> _Exercise objective_
Repeat the data below exactly, dropping any pictures it holds.

> _Data block_
=-=-=-=-=
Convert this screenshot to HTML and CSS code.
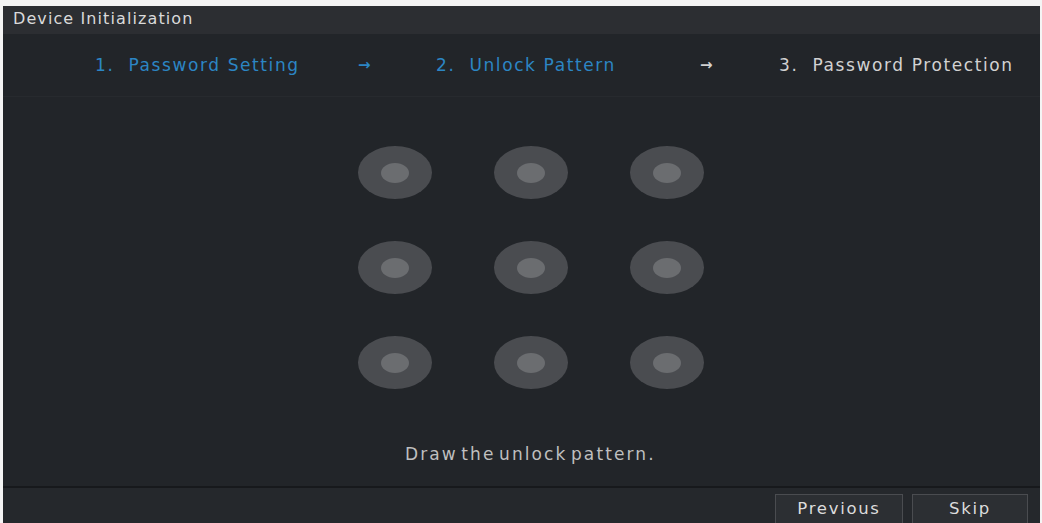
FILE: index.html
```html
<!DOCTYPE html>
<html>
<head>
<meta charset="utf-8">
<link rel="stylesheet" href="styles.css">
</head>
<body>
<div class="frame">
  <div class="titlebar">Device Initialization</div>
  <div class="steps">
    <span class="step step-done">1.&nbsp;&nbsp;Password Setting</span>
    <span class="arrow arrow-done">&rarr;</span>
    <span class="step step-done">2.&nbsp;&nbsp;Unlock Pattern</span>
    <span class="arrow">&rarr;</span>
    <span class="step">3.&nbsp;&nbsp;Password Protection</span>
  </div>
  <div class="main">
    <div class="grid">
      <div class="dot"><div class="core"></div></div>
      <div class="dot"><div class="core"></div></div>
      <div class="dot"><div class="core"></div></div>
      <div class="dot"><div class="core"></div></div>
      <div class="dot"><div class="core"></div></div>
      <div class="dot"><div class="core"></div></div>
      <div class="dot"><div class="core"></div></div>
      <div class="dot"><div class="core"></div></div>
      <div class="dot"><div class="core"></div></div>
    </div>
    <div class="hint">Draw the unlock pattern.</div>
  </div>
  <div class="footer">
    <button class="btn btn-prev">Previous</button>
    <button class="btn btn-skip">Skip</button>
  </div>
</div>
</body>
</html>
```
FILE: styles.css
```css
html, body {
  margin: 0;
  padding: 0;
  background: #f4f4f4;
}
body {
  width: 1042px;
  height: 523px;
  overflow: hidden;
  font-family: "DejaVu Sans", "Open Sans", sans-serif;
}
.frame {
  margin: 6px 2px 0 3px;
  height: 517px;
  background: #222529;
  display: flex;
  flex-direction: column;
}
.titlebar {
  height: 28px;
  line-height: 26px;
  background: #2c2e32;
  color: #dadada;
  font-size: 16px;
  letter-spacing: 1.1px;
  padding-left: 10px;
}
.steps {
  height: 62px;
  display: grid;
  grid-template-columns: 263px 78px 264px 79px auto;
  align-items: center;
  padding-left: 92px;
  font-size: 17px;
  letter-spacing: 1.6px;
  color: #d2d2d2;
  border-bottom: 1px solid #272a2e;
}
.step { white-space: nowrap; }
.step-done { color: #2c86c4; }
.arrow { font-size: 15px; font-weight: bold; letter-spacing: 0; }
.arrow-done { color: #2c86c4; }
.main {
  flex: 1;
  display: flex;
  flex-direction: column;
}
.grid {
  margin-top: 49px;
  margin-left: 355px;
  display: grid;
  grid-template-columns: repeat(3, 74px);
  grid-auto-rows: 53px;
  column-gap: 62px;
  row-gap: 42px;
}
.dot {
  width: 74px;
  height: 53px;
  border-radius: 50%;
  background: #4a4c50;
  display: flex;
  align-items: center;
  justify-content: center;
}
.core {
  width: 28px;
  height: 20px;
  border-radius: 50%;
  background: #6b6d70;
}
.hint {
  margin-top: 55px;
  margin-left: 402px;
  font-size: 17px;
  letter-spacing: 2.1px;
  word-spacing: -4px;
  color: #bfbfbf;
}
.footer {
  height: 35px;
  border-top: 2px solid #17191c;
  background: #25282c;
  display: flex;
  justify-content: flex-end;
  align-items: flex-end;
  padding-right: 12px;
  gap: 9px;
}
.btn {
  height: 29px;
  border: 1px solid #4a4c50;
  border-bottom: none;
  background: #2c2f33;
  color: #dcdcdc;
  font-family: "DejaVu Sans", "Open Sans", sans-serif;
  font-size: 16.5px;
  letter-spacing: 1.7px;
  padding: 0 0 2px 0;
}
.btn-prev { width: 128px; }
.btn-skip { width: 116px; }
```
=-=-=-=-=
> _Exercise response_
Convert this screenshot to HTML and CSS code.
FILE: index.html
```html
<!DOCTYPE html>
<html>
<head>
<meta charset="utf-8">
<link rel="stylesheet" href="styles.css">
</head>
<body>
<div class="frame">
  <div class="titlebar">Device Initialization</div>
  <div class="steps">
    <span class="step step-done">1.&nbsp;&nbsp;Password Setting</span>
    <span class="arrow arrow-done">&rarr;</span>
    <span class="step step-done">2.&nbsp;&nbsp;Unlock Pattern</span>
    <span class="arrow">&rarr;</span>
    <span class="step">3.&nbsp;&nbsp;Password Protection</span>
  </div>
  <div class="main">
    <div class="grid">
      <div class="dot"><div class="core"></div></div>
      <div class="dot"><div class="core"></div></div>
      <div class="dot"><div class="core"></div></div>
      <div class="dot"><div class="core"></div></div>
      <div class="dot"><div class="core"></div></div>
      <div class="dot"><div class="core"></div></div>
      <div class="dot"><div class="core"></div></div>
      <div class="dot"><div class="core"></div></div>
      <div class="dot"><div class="core"></div></div>
    </div>
    <div class="hint">Draw the unlock pattern.</div>
  </div>
  <div class="footer">
    <button class="btn btn-prev">Previous</button>
    <button class="btn btn-skip">Skip</button>
  </div>
</div>
</body>
</html>
```
FILE: styles.css
```css
html, body {
  margin: 0;
  padding: 0;
  background: #f4f4f4;
}
body {
  width: 1042px;
  height: 523px;
  overflow: hidden;
  font-family: "DejaVu Sans", "Open Sans", sans-serif;
}
.frame {
  margin: 6px 2px 0 3px;
  height: 517px;
  background: #222529;
  display: flex;
  flex-direction: column;
}
.titlebar {
  height: 28px;
  line-height: 26px;
  background: #2c2e32;
  color: #dadada;
  font-size: 16px;
  letter-spacing: 1.1px;
  padding-left: 10px;
}
.steps {
  height: 62px;
  display: grid;
  grid-template-columns: 263px 78px 264px 79px auto;
  align-items: center;
  padding-left: 92px;
  font-size: 17px;
  letter-spacing: 1.6px;
  color: #d2d2d2;
  border-bottom: 1px solid #272a2e;
}
.step { white-space: nowrap; }
.step-done { color: #2c86c4; }
.arrow { font-size: 15px; font-weight: bold; letter-spacing: 0; }
.arrow-done { color: #2c86c4; }
.main {
  flex: 1;
  display: flex;
  flex-direction: column;
}
.grid {
  margin-top: 49px;
  margin-left: 355px;
  display: grid;
  grid-template-columns: repeat(3, 74px);
  grid-auto-rows: 53px;
  column-gap: 62px;
  row-gap: 42px;
}
.dot {
  width: 74px;
  height: 53px;
  border-radius: 50%;
  background: #4a4c50;
  display: flex;
  align-items: center;
  justify-content: center;
}
.core {
  width: 28px;
  height: 20px;
  border-radius: 50%;
  background: #6b6d70;
}
.hint {
  margin-top: 55px;
  margin-left: 402px;
  font-size: 17px;
  letter-spacing: 2.1px;
  word-spacing: -4px;
  color: #bfbfbf;
}
.footer {
  height: 35px;
  border-top: 2px solid #17191c;
  background: #25282c;
  display: flex;
  justify-content: flex-end;
  align-items: flex-end;
  padding-right: 12px;
  gap: 9px;
}
.btn {
  height: 29px;
  border: 1px solid #4a4c50;
  border-bottom: none;
  background: #2c2f33;
  color: #dcdcdc;
  font-family: "DejaVu Sans", "Open Sans", sans-serif;
  font-size: 16.5px;
  letter-spacing: 1.7px;
  padding: 0 0 2px 0;
}
.btn-prev { width: 128px; }
.btn-skip { width: 116px; }
```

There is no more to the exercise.